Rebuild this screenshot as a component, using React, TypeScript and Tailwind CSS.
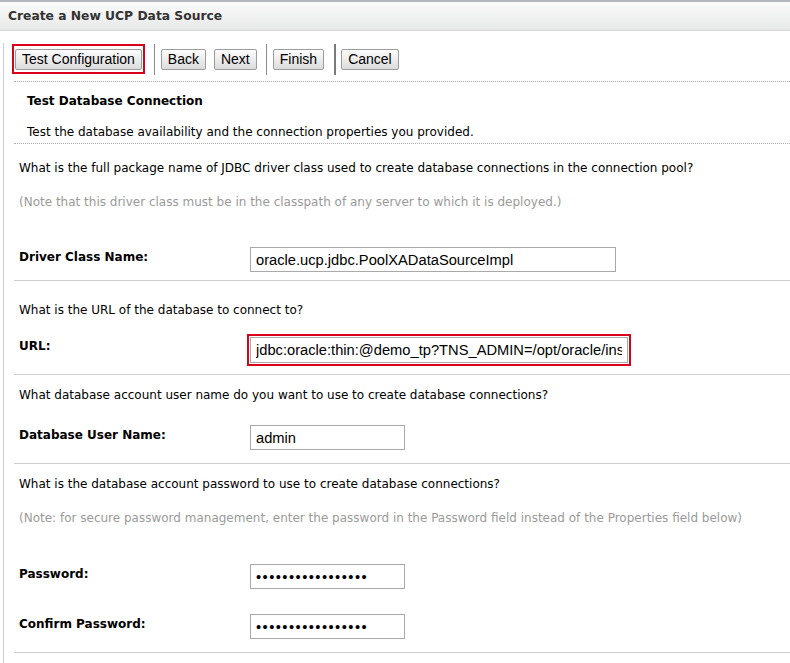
import React from "react";

const label = "w-[231px] shrink-0 pt-[2px] text-[12px] font-bold leading-4 text-black";
const question = "pl-[5px] text-[12px] leading-4 text-black";
const note = "pl-[5px] text-[12px] leading-4 text-[#9a9a9a]";
const box =
  "h-[25px] border border-[#a9a9a9] bg-white px-[5px] text-[14.7px] text-black outline-none [font-family:'Liberation_Sans',Arial,sans-serif]";

function Btn({ children }: { children: React.ReactNode }) {
  return (
    <button className="h-[21px] rounded-[2px] border border-[#9c9c9c] bg-gradient-to-b from-[#fdfdfd] to-[#dcdcdc] px-[6px] text-[14px] leading-none text-black [font-family:'Liberation_Sans',Arial,sans-serif]">
      {children}
    </button>
  );
}

function Sep({ thick }: { thick?: boolean }) {
  return <div className={thick ? "h-[31px] w-[2px] bg-[#7a7a7a]" : "h-[31px] w-px bg-[#8a8a8a]"} />;
}

export default function App() {
  return (
    <div className="h-[663px] w-[790px] overflow-hidden bg-white [font-family:'DejaVu_Sans',Tahoma,sans-serif]">
      <div className="flex h-[31px] items-center border-t-2 border-b border-t-[#b4b8bc] border-b-[#d6d8d8] bg-gradient-to-b from-[#fbfbfb] to-[#e7e8e8] pl-[8px] text-[12.3px] font-bold text-[#333]">
        Create a New UCP Data Source
      </div>
      <div className="ml-[3px] h-[640px] border-l border-[#c9cdd1]">
        {/* toolbar */}
        <div className="mt-[12px] ml-[8px] flex h-[32px] items-center">
          <div className="border-2 border-[#d9001b] p-px">
            <Btn>Test Configuration</Btn>
          </div>
          <div className="ml-[9px]">
            <Sep />
          </div>
          <div className="ml-[6px]">
            <Btn>Back</Btn>
          </div>
          <div className="ml-[8px]">
            <Btn>Next</Btn>
          </div>
          <div className="ml-[9px]">
            <Sep />
          </div>
          <div className="ml-[6px]">
            <Btn>Finish</Btn>
          </div>
          <div className="ml-[10px]">
            <Sep thick />
          </div>
          <div className="ml-[5px]">
            <Btn>Cancel</Btn>
          </div>
        </div>

        <div className="ml-[10px]">
          <div className="mt-[6px] border-t border-dotted border-[#b0b0b0]" />
          <div className="mt-[11px] pl-[13px] text-[12px] font-bold leading-4 text-black">Test Database Connection</div>
          <div className="mt-[15px] pl-[13px] text-[12px] leading-4 text-black">
            Test the database availability and the connection properties you provided.
          </div>
          <div className="mt-[3px] border-t border-dotted border-[#b0b0b0]" />

          {/* driver */}
          <div className={`mt-[16px] ${question}`}>
            What is the full package name of JDBC driver class used to create database connections in the connection pool?
          </div>
          <div className={`mt-[18px] ${note}`}>
            (Note that this driver class must be in the classpath of any server to which it is deployed.)
          </div>
          <div className="mt-[37px] flex items-start pl-[5px]">
            <div className={label}>Driver Class Name:</div>
            <input readOnly className={`${box} w-[366px]`} value="oracle.ucp.jdbc.PoolXADataSourceImpl" />
          </div>
          <div className="mt-[8px] border-t border-[#cfcfcf]" />

          {/* url */}
          <div className={`mt-[21px] ${question}`}>What is the URL of the database to connect to?</div>
          <div className="mt-[16px] flex items-start pl-[5px]">
            <div className={`${label} pt-[4px]`}>URL:</div>
            <div className="-ml-[3px] border-2 border-[#d9001b] p-px">
              <input
                readOnly
                className={`${box} h-[26px] w-[378px]`}
                value="jdbc:oracle:thin:@demo_tp?TNS_ADMIN=/opt/oracle/instantclient/network/admin"
              />
            </div>
          </div>
          <div className="mt-[8px] border-t border-[#cfcfcf]" />

          {/* user */}
          <div className={`mt-[12px] ${question}`}>
            What database account user name do you want to use to create database connections?
          </div>
          <div className="mt-[22px] flex items-start pl-[5px]">
            <div className={label}>Database User Name:</div>
            <input readOnly className={`${box} w-[155px]`} value="admin" />
          </div>
          <div className="mt-[13px] border-t border-[#cfcfcf]" />

          {/* password */}
          <div className={`mt-[12px] ${question}`}>
            What is the database account password to use to create database connections?
          </div>
          <div className={`mt-[18px] ${note}`}>
            (Note: for secure password management, enter the password in the Password field instead of the Properties field below)
          </div>
          <div className="mt-[38px] flex items-start pl-[5px]">
            <div className={label}>Password:</div>
            <input readOnly type="password" className={`${box} w-[155px] tracking-[1.45px]`} value="aaaaaaaaaaaaaaaaa" />
          </div>
          <div className="mt-[25px] flex items-start pl-[5px]">
            <div className={label}>Confirm Password:</div>
            <input readOnly type="password" className={`${box} w-[155px] tracking-[1.45px]`} value="aaaaaaaaaaaaaaaaa" />
          </div>
          <div className="mt-[13px] border-t border-[#cfcfcf]" />
        </div>
      </div>
    </div>
  );
}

-------

Exercise requirements: Copy nothing but the lines from the top of the data down to the line containing "import React from", and leave the pictures out.

Written solution:
Rebuild this screenshot as a component, using React, TypeScript and Tailwind CSS.
import React from "react";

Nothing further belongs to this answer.